Paper detail

Finiteness properties of formal local cohomology modules and Cohen-Macaulayness

Let $\fa$ be an ideal of a local ring $(R,\fm)$ and $M$ a finitely generated $R$-module. We investigate the structure of the formal local cohomology modules ${\vpl}_nH^i_{\fm}(M/\fa^n M)$, $i\geq 0$. We prove several results concerning finiteness properties of formal local cohomology modules which indicate that these modules behave very similar to local cohomology modules.
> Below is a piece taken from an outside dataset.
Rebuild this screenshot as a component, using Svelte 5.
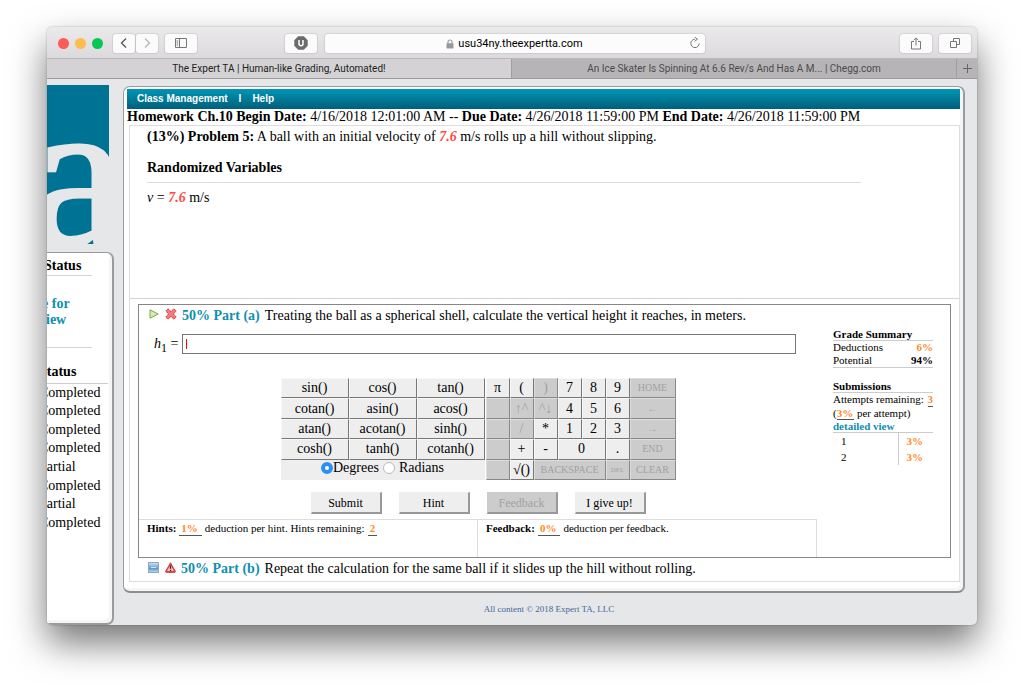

Among other things, we prove that if $\dim R\leq 2$ or either $\fa$ is principal or $\dim R/\fa\leq 1$, then $\Tor_j^R(R/\fa,{\vpl}_nH^i_{\fm}(M/\fa^n M))$ is Artinian for all $i$ and $j$. Also, we examine the notion $\fgrade(\fa,M)$, the formal grade of $M$ with respect to $\fa$ (i.e. the least integer $i$ such that ${\vpl}_nH^i_{\fm}(M/\fa^n M) \neq 0$). As applications, we establish a criterion for Cohen-Macaulayness of $M$, and also we provide an upper bound for cohomological dimension of $M$ with respect to $\fa$.